Talk to anyone who lived in Boston in the late 90s and very early 2000s, when we were referring to ourselves like this:

... and ask them to list the 10 most frustrating athletes of their lifetimes, and one name that will appear on every single list will be Antoine Walker. Note that I didn't say he wasn't a very good player, because he was. He averaged just shy of 20 PPG and made three All Star teams and was a likeable enough guy on some fairly shitty, mismanaged Celtics teams. Just that he was frustrating to watch. A 6-foot-8, 225 pound guy who could've and should've dominated down low, but preferred to play 25 feet from the basket and shoot a preposterous amount of 3s at a time when really only really elite outside shooters were launching 3s. It was maddening. 

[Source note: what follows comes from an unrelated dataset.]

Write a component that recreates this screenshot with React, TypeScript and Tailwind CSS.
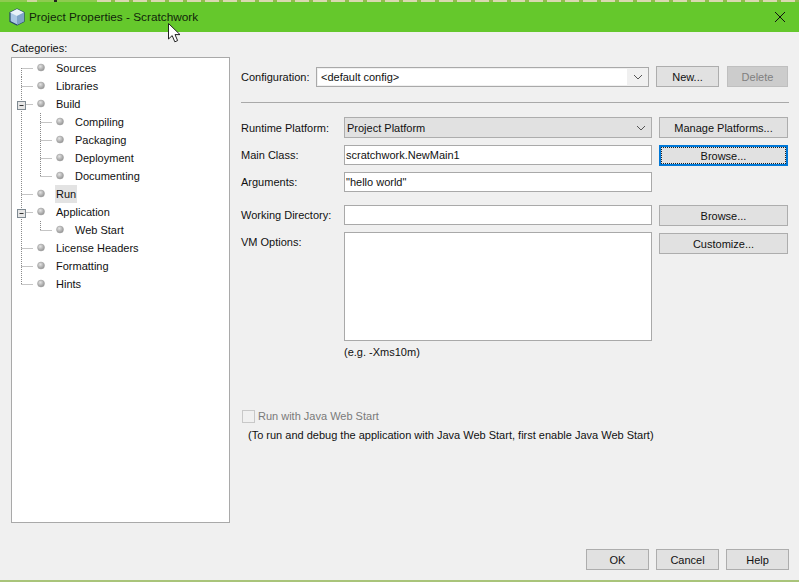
import React from 'react';

const rows = [
  { label: 'Sources', level: 0, last: false },
  { label: 'Libraries', level: 0, last: false },
  { label: 'Build', level: 0, last: false, open: true },
  { label: 'Compiling', level: 1, last: false },
  { label: 'Packaging', level: 1, last: false },
  { label: 'Deployment', level: 1, last: false },
  { label: 'Documenting', level: 1, last: true },
  { label: 'Run', level: 0, last: false, selected: true },
  { label: 'Application', level: 0, last: false, open: true },
  { label: 'Web Start', level: 1, last: true },
  { label: 'License Headers', level: 0, last: false },
  { label: 'Formatting', level: 0, last: false },
  { label: 'Hints', level: 0, last: true },
];

const dots = { stroke: '#8a8a8a', strokeDasharray: '1 1' };

// connector lines, expander and bullet for one row of the tree
const TreeGlyph: React.FC<{ level: number; last: boolean; open?: boolean; first?: boolean }> = ({ level, last, open, first }) => {
  const x = level === 0 ? 9.5 : 28.5;
  return (
    <svg width={level === 0 ? 43 : 62} height={18} className="shrink-0">
      <defs>
        <radialGradient id="bullet" cx="40%" cy="35%" r="70%">
          <stop offset="0%" stopColor="#e4e4e4" />
          <stop offset="100%" stopColor="#8f8f8f" />
        </radialGradient>
      </defs>
      {level === 1 && <line x1={9.5} y1={0} x2={9.5} y2={18} {...dots} />}
      <line x1={x} y1={first ? 9 : 0} x2={x} y2={last ? 9 : 18} {...dots} />
      <line x1={x} y1={9.5} x2={x + 11} y2={9.5} {...dots} />
      {open && (
        <g>
          <rect x={5.5} y={6.5} width={8} height={8} fill="#e6e6e6" stroke="#7f8a92" />
          <line x1={7.5} y1={10.5} x2={11.5} y2={10.5} stroke="#333" />
        </g>
      )}
      <circle cx={x + 19.5} cy={8.5} r={3.5} fill="url(#bullet)" stroke="#a0a0a0" strokeWidth={0.5} />
    </svg>
  );
};

const tones = {
  normal: 'border border-[#adadad] bg-[#e1e1e1] text-[#111]',
  disabled: 'border border-[#bfbfbf] bg-[#cccccc] text-[#808080]',
  focused: 'border-2 border-[#0078d7] bg-[#e1e1e1] text-[#111] outline-1 -outline-offset-3 outline-dotted outline-[#222]',
};

const Button: React.FC<{ children: React.ReactNode; className?: string; tone?: keyof typeof tones }> = ({
  children,
  className,
  tone = 'normal',
}) => (
  <div className={`flex h-[21px] shrink-0 items-center justify-center whitespace-nowrap ${tones[tone]} ${className ?? ''}`}>
    {children}
  </div>
);

const Chevron = () => (
  <svg width={10} height={6} viewBox="0 0 10 6" className="shrink-0">
    <path d="M1 1l4 4 4-4" fill="none" stroke="#555" strokeWidth={1} />
  </svg>
);

const Input: React.FC<{ children?: React.ReactNode; className?: string }> = ({ children, className }) => (
  <div className={`flex h-5 w-[308px] shrink-0 items-center whitespace-nowrap border border-[#a9a9a9] bg-white pl-[1px] text-[#111] ${className ?? ''}`}>
    {children}
  </div>
);

const Label: React.FC<{ children: React.ReactNode }> = ({ children }) => (
  <span className="w-[103px] shrink-0 whitespace-nowrap leading-5">{children}</span>
);

export default function App() {
  return (
    <div
      className="relative flex h-[582px] w-[799px] flex-col overflow-hidden bg-[#f0f0f0] text-[11px] leading-4 text-[#111]"
      style={{ fontFamily: '"Liberation Sans", Arial, sans-serif' }}
    >
      <div className="flex h-[2px] shrink-0 bg-[#8ecb4f]">
        <div className="ml-[27px] w-[10px] bg-[#cfd6a0]" />
        <div className="ml-[17px] w-[3px] bg-[#222]" />
        <div className="ml-[40px] flex-1 bg-[repeating-linear-gradient(90deg,#d9d8b0_0px,#d9d8b0_14px,#8fbb4c_14px,#8fbb4c_18px)]" />
      </div>
      {/* title bar */}
      <div className="flex h-[30px] shrink-0 items-center bg-[#65c82c] pl-[8px] pr-[13px]">
        <svg width={18} height={18} viewBox="0 0 18 18" className="shrink-0">
          <path d="M9 1l7 3.5v9L9 17l-7-3.5v-9z" fill="#aac8e4" stroke="#24466a" strokeWidth={1.2} strokeLinejoin="round" />
          <path d="M9 1l7 3.5L9 8 2 4.5z" fill="#e8f1f8" />
          <path d="M9 8v9l7-3.5v-9z" fill="#7fa4c8" />
        </svg>
        <span className="ml-[3px] text-[11.8px] text-[#10240a]">Project Properties - Scratchwork</span>
        <svg width={12} height={12} viewBox="0 0 12 12" className="ml-auto">
          <path d="M1 1l10 10M11 1L1 11" stroke="#111" strokeWidth={1} />
        </svg>
      </div>

      <div className="flex min-h-0 flex-1">
        {/* categories */}
        <div className="ml-[11px] w-[219px] shrink-0">
          <div className="mt-[7px] h-[18px] leading-[18px]">Categories:</div>
          <div className="h-[466px] border border-[#a9a9a9] bg-white pt-[1px]">
            {rows.map((r, i) => (
              <div key={r.label} className="flex h-[18px] items-center">
                <TreeGlyph level={r.level} last={r.last} open={r.open} first={i === 0} />
                <span className={`px-[1px] leading-[18px] ${r.selected ? 'bg-[#e3e3e3]' : ''}`}>{r.label}</span>
              </div>
            ))}
          </div>
        </div>

        {/* run settings */}
        <div className="ml-[11px] flex w-[548px] flex-col pt-[34px]">
          <div className="flex items-center">
            <span className="w-[75px] shrink-0 whitespace-nowrap">Configuration:</span>
            <div className="flex h-5 w-[333px] shrink-0 items-center border border-[#a9a9a9] bg-[#f0f0f0] pr-[5px]">
              <span className="mx-px flex h-4 flex-1 items-center bg-white pl-[3px]">&lt;default config&gt;</span>
              <span className="ml-[5px]">
                <Chevron />
              </span>
            </div>
            <Button className="ml-[7px] w-[63px]">New...</Button>
            <Button tone="disabled" className="ml-[8px] w-[61px]">Delete</Button>
          </div>

          <div className="mt-[15px] h-px bg-[#a9a9a9]" />

          <div className="mt-[14px] flex items-center">
            <Label>Runtime Platform:</Label>
            <div className="flex h-[21px] w-[308px] shrink-0 items-center border border-[#adadad] bg-[#e1e1e1] pl-[2px] pr-[5px]">
              <span className="flex-1">Project Platform</span>
              <Chevron />
            </div>
            <Button className="ml-[7px] w-[129px]">Manage Platforms...</Button>
          </div>

          <div className="mt-[7px] flex items-start">
            <Label>Main Class:</Label>
            <Input>scratchwork.NewMain1</Input>
            <Button tone="focused" className="ml-[7px] w-[129px]">Browse...</Button>
          </div>

          <div className="mt-[6px] flex items-start">
            <Label>Arguments:</Label>
            <Input>"hello world"</Input>
          </div>

          <div className="mt-[13px] flex items-start">
            <Label>Working Directory:</Label>
            <Input />
            <Button className="ml-[7px] w-[129px]">Browse...</Button>
          </div>

          <div className="mt-[6px] flex items-start">
            <Label>VM Options:</Label>
            <Input className="h-[109px]" />
            <Button className="ml-[7px] mt-px w-[129px]">Customize...</Button>
          </div>

          <div className="ml-[103px] mt-[3px]">(e.g. -Xms10m)</div>

          <div className="ml-px mt-[48px] flex items-center">
            <div className="h-[13px] w-[13px] shrink-0 border border-[#c8c8c8] bg-[#f0f0f0]" />
            <span className="ml-[3px] text-[#7a7a7a]">Run with Java Web Start</span>
          </div>
          <div className="ml-[7px] mt-[3px] whitespace-nowrap">(To run and debug the application with Java Web Start, first enable Java Web Start)</div>

          <div className="mt-auto mb-[10px] flex justify-end gap-[7px]">
            <Button className="w-[63px]">OK</Button>
            <Button className="w-[63px]">Cancel</Button>
            <Button className="w-[63px]">Help</Button>
          </div>
        </div>
      </div>
      <div className="h-[2px] shrink-0 bg-[#a9c47a]" />

      {/* mouse pointer over the title bar */}
      <svg width={14} height={20} viewBox="0 0 14 20" className="absolute left-[168px] top-[23px]">
        <path d="M.5.5v15.5l3.7-3.4 2.6 6.2 2.8-1.2-2.6-6h5z" fill="#fff" stroke="#222" strokeWidth={1} strokeLinejoin="round" />
      </svg>
    </div>
  );
}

And it's memory of that time in my life that I'm taking such pure oleasure in a new story from Jared Jeffries, Michael Jordan's former teammate during the unforgettable Wizards portion of his career. In anticipation of ESPN's upcoming "Last Dance" documentary, Jefferies spun this tale about him on the "Wizards Talk" podcast:

"We were in Chicago at [trainer] Tim Grover's gym. Antoine Walker pulls up in some Ferrari and he was like he just got it. M.J. was like 'you know what? I'm gonna bring a different color Ferrari every day this week with a matching Jumpman jumpsuit.' Bro, he pulled up in a Ferrari with a matching Jumpman jumpsuit for the whole five days we were playing. That's the kind of swag he had," Jeffries said.

Imagine one-upping someone's brand new Ferrari with a fleet of Ferraris. Jordan had to win whether it was on the court or in life.

"Just his swagger that never goes anywhere. It's the realest form of confidence that I've ever seen from a person," Jeffries said.

I suppose it should've give me such joy to read this. Because God knows I couldn't pay for the rustproofing on a new Ferrari. And I know it's just the Schadenfreude talking, but I don't care. There's just something intrinsically gratifying in the notion of 'Toine trying to establish himself, only to one-upped into oblivion by the most successful businessman-athlete who ever lived. It guess it's why in nature documentaries I find myself rooking for the old buck of the herd when he's being challenged for dominance by some young beta. Nature has hierarchies, and so do sports. And in hierarchy of wealth, anyone who ever tried to take on Michael Jordan was just asking to be reduced to ashes. 

I can't help but wonder if this was the reason Walker went bankrupt and wound up in debt to so many casinos that he was playing in the D-league well into his late 30s. And despite making $108 million in his career, wound up in the most memorable "30 for 30" of all time, the aptly named "Broke." That maybe he started trying to out-earn and outspend MJ and lost it all. When you mess with the (Chicago) Bull, you get the horns. Let this be a cautionary tale to us all.